The Entire Seashore Is Closed To ORV’s Except One Half Mile – Guess Why…

plover

CCT – The Cape Cod National Seashore (CCNS) announced Tuesday that the off-road vehicle corridor is at near closure status. According to a CCNS release, less than half a mile is open for daytime off-road vehicle (ORV) access. Given the closures, parking fees are waived for ORV permit holders at Race Point and Herring Cove beaches in Provincetown and at Head of the Meadow Beach in North Truro, according to Price’s Tuesday announcement.

The near closure status is a result of beach cuts and piping plover hatchlings, according to the release. The closures are temporary and ORV access will reopen as soon as the plover and other shorebird broods fledge or move a safe distance from the ORV access areas.

An entire half mile just for little old us? And the Plovers get the rest of the National Seashore? Seems like a legit deal to me. It is such a generous gesture for the Seashore to waive the fees for the permit holders that can’t use what they already paid for though, somebody call Pepperidge Farms and get these saints a cookie.

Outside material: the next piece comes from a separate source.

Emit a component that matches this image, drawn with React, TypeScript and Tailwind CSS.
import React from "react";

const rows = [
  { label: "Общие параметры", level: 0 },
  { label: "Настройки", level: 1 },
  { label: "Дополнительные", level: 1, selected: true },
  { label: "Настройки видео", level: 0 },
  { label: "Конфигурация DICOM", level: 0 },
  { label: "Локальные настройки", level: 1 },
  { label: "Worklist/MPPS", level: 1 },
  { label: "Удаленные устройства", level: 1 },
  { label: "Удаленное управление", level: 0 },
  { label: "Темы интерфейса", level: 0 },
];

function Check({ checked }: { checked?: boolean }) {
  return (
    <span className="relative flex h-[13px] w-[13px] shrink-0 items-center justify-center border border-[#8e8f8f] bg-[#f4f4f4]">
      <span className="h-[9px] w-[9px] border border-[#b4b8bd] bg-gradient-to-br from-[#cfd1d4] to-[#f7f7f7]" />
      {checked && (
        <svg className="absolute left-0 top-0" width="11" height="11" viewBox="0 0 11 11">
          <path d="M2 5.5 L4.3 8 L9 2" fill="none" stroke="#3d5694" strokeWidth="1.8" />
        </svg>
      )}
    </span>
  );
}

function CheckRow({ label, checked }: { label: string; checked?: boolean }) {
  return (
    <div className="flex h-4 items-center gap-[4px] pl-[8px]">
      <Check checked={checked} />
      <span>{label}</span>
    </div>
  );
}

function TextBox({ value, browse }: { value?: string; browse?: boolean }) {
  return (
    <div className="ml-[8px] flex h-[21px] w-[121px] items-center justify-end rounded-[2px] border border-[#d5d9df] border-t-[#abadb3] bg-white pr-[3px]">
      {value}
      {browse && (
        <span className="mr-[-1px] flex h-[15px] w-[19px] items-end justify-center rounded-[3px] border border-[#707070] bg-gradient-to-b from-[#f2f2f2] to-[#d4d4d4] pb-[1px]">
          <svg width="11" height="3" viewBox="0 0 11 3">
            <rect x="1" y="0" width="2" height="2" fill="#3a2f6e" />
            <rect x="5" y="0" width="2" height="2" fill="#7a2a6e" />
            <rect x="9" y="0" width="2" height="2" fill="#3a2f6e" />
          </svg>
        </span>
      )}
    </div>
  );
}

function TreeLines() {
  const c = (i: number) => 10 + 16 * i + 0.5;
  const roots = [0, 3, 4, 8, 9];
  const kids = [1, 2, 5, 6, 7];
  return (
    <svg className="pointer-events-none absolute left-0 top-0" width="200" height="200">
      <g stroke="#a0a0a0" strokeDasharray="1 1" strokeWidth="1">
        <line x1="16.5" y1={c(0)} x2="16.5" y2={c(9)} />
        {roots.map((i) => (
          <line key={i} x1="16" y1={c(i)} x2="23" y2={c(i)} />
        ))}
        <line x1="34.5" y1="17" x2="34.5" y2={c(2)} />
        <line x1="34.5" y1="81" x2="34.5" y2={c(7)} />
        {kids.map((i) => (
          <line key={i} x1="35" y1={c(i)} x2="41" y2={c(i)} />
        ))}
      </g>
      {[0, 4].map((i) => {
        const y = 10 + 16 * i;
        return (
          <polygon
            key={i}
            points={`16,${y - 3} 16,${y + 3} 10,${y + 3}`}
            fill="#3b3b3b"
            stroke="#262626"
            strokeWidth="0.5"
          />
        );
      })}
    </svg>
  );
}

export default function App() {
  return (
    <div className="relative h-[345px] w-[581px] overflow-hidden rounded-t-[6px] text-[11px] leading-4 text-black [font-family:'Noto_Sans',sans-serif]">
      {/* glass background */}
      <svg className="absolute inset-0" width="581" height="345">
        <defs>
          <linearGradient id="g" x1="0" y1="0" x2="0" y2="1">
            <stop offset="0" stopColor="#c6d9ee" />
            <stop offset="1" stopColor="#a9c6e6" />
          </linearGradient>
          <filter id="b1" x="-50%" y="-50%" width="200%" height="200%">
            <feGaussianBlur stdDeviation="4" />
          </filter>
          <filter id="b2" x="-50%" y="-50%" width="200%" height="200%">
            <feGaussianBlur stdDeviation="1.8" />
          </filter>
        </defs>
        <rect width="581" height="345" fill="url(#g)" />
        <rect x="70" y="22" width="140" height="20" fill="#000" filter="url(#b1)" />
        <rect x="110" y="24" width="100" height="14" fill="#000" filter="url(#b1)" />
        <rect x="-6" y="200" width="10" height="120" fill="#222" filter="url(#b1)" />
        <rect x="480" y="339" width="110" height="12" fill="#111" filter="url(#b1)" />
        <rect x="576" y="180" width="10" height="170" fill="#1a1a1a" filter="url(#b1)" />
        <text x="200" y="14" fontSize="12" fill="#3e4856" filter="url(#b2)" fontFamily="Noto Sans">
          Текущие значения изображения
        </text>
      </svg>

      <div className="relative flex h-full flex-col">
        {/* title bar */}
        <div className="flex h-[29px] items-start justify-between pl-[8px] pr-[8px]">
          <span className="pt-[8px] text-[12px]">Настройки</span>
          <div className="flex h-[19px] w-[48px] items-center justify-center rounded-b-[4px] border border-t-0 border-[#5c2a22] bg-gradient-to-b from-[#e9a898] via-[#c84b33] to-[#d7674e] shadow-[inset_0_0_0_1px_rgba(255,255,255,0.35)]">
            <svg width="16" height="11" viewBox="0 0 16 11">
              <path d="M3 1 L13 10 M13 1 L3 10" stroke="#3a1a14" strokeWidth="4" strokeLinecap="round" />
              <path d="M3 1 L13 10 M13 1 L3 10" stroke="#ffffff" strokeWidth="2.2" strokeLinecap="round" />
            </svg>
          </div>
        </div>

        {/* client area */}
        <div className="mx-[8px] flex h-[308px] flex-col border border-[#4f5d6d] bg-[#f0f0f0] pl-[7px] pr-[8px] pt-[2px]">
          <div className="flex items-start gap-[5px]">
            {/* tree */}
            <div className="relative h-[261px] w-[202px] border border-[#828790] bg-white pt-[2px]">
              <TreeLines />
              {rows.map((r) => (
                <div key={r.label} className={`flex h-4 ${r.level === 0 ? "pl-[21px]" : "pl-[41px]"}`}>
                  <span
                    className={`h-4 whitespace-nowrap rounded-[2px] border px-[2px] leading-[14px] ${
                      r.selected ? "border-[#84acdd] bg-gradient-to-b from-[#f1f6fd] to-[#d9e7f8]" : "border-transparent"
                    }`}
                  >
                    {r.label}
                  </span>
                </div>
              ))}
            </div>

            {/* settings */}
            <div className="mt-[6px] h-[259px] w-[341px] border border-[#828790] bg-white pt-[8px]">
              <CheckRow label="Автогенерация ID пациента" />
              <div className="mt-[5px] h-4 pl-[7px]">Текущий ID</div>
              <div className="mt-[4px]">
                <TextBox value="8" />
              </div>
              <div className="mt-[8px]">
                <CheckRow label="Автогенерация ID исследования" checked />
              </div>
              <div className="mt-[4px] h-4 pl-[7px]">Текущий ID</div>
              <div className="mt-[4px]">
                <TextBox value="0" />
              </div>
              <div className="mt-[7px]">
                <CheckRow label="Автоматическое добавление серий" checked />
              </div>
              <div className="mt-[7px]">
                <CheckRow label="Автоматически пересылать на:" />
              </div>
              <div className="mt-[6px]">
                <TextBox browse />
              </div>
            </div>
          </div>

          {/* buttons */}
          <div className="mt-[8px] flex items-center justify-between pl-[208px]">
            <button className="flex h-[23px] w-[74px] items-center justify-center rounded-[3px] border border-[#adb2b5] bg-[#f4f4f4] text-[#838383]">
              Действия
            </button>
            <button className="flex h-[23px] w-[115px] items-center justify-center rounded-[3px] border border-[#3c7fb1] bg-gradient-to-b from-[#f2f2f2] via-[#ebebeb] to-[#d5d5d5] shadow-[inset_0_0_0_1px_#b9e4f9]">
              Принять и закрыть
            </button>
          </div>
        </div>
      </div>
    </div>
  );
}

Maybe all the ORV owners should just trade in their vehicles for hot air balloons. That way they can still enjoy the seashore but they won’t be endangering any Plovers. Although it would probably only be a matter of time before the Seashore people banned the balloons because they ruin the coyote’s view of the ocean.

Or, maybe an even better idea is for all of us residents of Cape Cod and taxpayers to decide to just stop paying these people’s salaries. I wonder how quickly they’d open the beaches back up when faced with the reality that we, not the birds, pay for their careers? I highly doubt the Piping Plover’s would even start them a Gofundme page.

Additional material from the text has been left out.